# EXERCISE AIM
Return each line of the data below verbatim; pictures are to be left out.

# SOURCE MATERIAL

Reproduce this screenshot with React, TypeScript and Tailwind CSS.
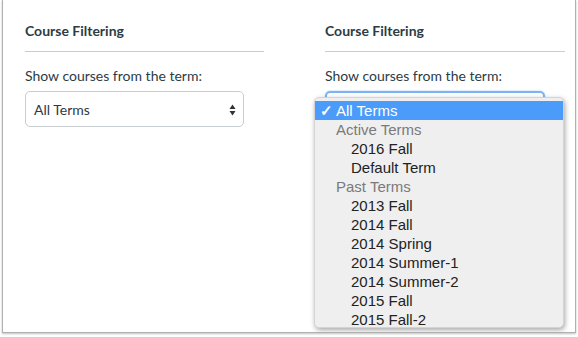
import React from 'react';

const lato = { fontFamily: 'Lato, "Open Sans", sans-serif' };
const menuFont = { fontFamily: '"Liberation Sans", Arial, sans-serif' };

function Heading() {
  return (
    <div className="border-b border-[#c7cdd1] pb-[10px]">
      <h3 className="text-[14px] leading-[20px] font-bold text-[#2d3b45]">Course Filtering</h3>
    </div>
  );
}

function SelectArrows() {
  return (
    <svg width="7" height="12" viewBox="0 0 7 12" className="shrink-0 mt-[1px]">
      <path d="M3.5 0.5 L6.5 5 L0.5 5 Z" fill="#333" />
      <path d="M3.5 11.5 L6.5 7 L0.5 7 Z" fill="#333" />
    </svg>
  );
}

const options: { label: string; kind: 'selected' | 'group' | 'option' }[] = [
  { label: 'All Terms', kind: 'selected' },
  { label: 'Active Terms', kind: 'group' },
  { label: '2016 Fall', kind: 'option' },
  { label: 'Default Term', kind: 'option' },
  { label: 'Past Terms', kind: 'group' },
  { label: '2013 Fall', kind: 'option' },
  { label: '2014 Fall', kind: 'option' },
  { label: '2014 Spring', kind: 'option' },
  { label: '2014 Summer-1', kind: 'option' },
  { label: '2014 Summer-2', kind: 'option' },
  { label: '2015 Fall', kind: 'option' },
  { label: '2015 Fall-2', kind: 'option' },
];

function Dropdown() {
  return (
    <div
      className="absolute top-[6px] left-[-11px] w-[250px] h-[231px] overflow-hidden rounded-[5px] bg-[#efefef] border border-[#d4d4d4] shadow-[1px_2px_5px_rgba(0,0,0,0.35)] pt-[3px]"
      style={menuFont}
    >
      {options.map((o) => (
        <div
          key={o.label}
          className={
            'h-[19px] flex items-center text-[15px] leading-[19px] ' +
            (o.kind === 'selected' ? 'bg-[#4b9bfb] text-white' : '')
          }
        >
          {o.kind === 'selected' && (
            <>
              <span className="w-[21px] pl-[5px] text-[15px] font-bold">✓</span>
              <span>{o.label}</span>
            </>
          )}
          {o.kind === 'group' && <span className="pl-[21px] text-[#7a7a7a]">{o.label}</span>}
          {o.kind === 'option' && <span className="pl-[36px] text-[#222]">{o.label}</span>}
        </div>
      ))}
    </div>
  );
}

export default function App() {
  return (
    <div className="w-[578px] h-[337px] bg-white" style={lato}>
      <div className="ml-[2px] w-[574px] h-[333px] bg-white border-l border-r border-b border-[#b0b0b0] shadow-[0_1px_2px_rgba(0,0,0,0.25)] overflow-hidden flex pl-[22px] pt-[21px]">
        <div className="w-[239px]">
          <Heading />
          <p className="mt-[14px] text-[14px] leading-[20px] text-[#2d3b45]">Show courses from the term:</p>
          <div className="mt-[5px] w-[219px] h-[36px] rounded-[5px] border border-[#c7cdd1] flex items-center justify-between pl-[8px] pr-[7px] text-[14px] text-[#2d3b45]">
            <span>All Terms</span>
            <SelectArrows />
          </div>
        </div>
        <div className="ml-[61px] w-[240px]">
          <Heading />
          <p className="mt-[14px] text-[14px] leading-[20px] text-[#2d3b45]">Show courses from the term:</p>
          <div className="relative mt-[5px] w-[220px] h-[36px]">
            <div className="h-full rounded-[5px] border-2 border-[#7db3f3] shadow-[0_0_2px_#9cc6f7]" />
            <Dropdown />
          </div>
        </div>
      </div>
    </div>
  );
}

# ANSWER IN FULL
Reproduce this screenshot with React, TypeScript and Tailwind CSS.
import React from 'react';

const lato = { fontFamily: 'Lato, "Open Sans", sans-serif' };
const menuFont = { fontFamily: '"Liberation Sans", Arial, sans-serif' };

function Heading() {
  return (
    <div className="border-b border-[#c7cdd1] pb-[10px]">
      <h3 className="text-[14px] leading-[20px] font-bold text-[#2d3b45]">Course Filtering</h3>
    </div>
  );
}

function SelectArrows() {
  return (
    <svg width="7" height="12" viewBox="0 0 7 12" className="shrink-0 mt-[1px]">
      <path d="M3.5 0.5 L6.5 5 L0.5 5 Z" fill="#333" />
      <path d="M3.5 11.5 L6.5 7 L0.5 7 Z" fill="#333" />
    </svg>
  );
}

const options: { label: string; kind: 'selected' | 'group' | 'option' }[] = [
  { label: 'All Terms', kind: 'selected' },
  { label: 'Active Terms', kind: 'group' },
  { label: '2016 Fall', kind: 'option' },
  { label: 'Default Term', kind: 'option' },
  { label: 'Past Terms', kind: 'group' },
  { label: '2013 Fall', kind: 'option' },
  { label: '2014 Fall', kind: 'option' },
  { label: '2014 Spring', kind: 'option' },
  { label: '2014 Summer-1', kind: 'option' },
  { label: '2014 Summer-2', kind: 'option' },
  { label: '2015 Fall', kind: 'option' },
  { label: '2015 Fall-2', kind: 'option' },
];

function Dropdown() {
  return (
    <div
      className="absolute top-[6px] left-[-11px] w-[250px] h-[231px] overflow-hidden rounded-[5px] bg-[#efefef] border border-[#d4d4d4] shadow-[1px_2px_5px_rgba(0,0,0,0.35)] pt-[3px]"
      style={menuFont}
    >
      {options.map((o) => (
        <div
          key={o.label}
          className={
            'h-[19px] flex items-center text-[15px] leading-[19px] ' +
            (o.kind === 'selected' ? 'bg-[#4b9bfb] text-white' : '')
          }
        >
          {o.kind === 'selected' && (
            <>
              <span className="w-[21px] pl-[5px] text-[15px] font-bold">✓</span>
              <span>{o.label}</span>
            </>
          )}
          {o.kind === 'group' && <span className="pl-[21px] text-[#7a7a7a]">{o.label}</span>}
          {o.kind === 'option' && <span className="pl-[36px] text-[#222]">{o.label}</span>}
        </div>
      ))}
    </div>
  );
}

export default function App() {
  return (
    <div className="w-[578px] h-[337px] bg-white" style={lato}>
      <div className="ml-[2px] w-[574px] h-[333px] bg-white border-l border-r border-b border-[#b0b0b0] shadow-[0_1px_2px_rgba(0,0,0,0.25)] overflow-hidden flex pl-[22px] pt-[21px]">
        <div className="w-[239px]">
          <Heading />
          <p className="mt-[14px] text-[14px] leading-[20px] text-[#2d3b45]">Show courses from the term:</p>
          <div className="mt-[5px] w-[219px] h-[36px] rounded-[5px] border border-[#c7cdd1] flex items-center justify-between pl-[8px] pr-[7px] text-[14px] text-[#2d3b45]">
            <span>All Terms</span>
            <SelectArrows />
          </div>
        </div>
        <div className="ml-[61px] w-[240px]">
          <Heading />
          <p className="mt-[14px] text-[14px] leading-[20px] text-[#2d3b45]">Show courses from the term:</p>
          <div className="relative mt-[5px] w-[220px] h-[36px]">
            <div className="h-full rounded-[5px] border-2 border-[#7db3f3] shadow-[0_0_2px_#9cc6f7]" />
            <Dropdown />
          </div>
        </div>
      </div>
    </div>
  );
}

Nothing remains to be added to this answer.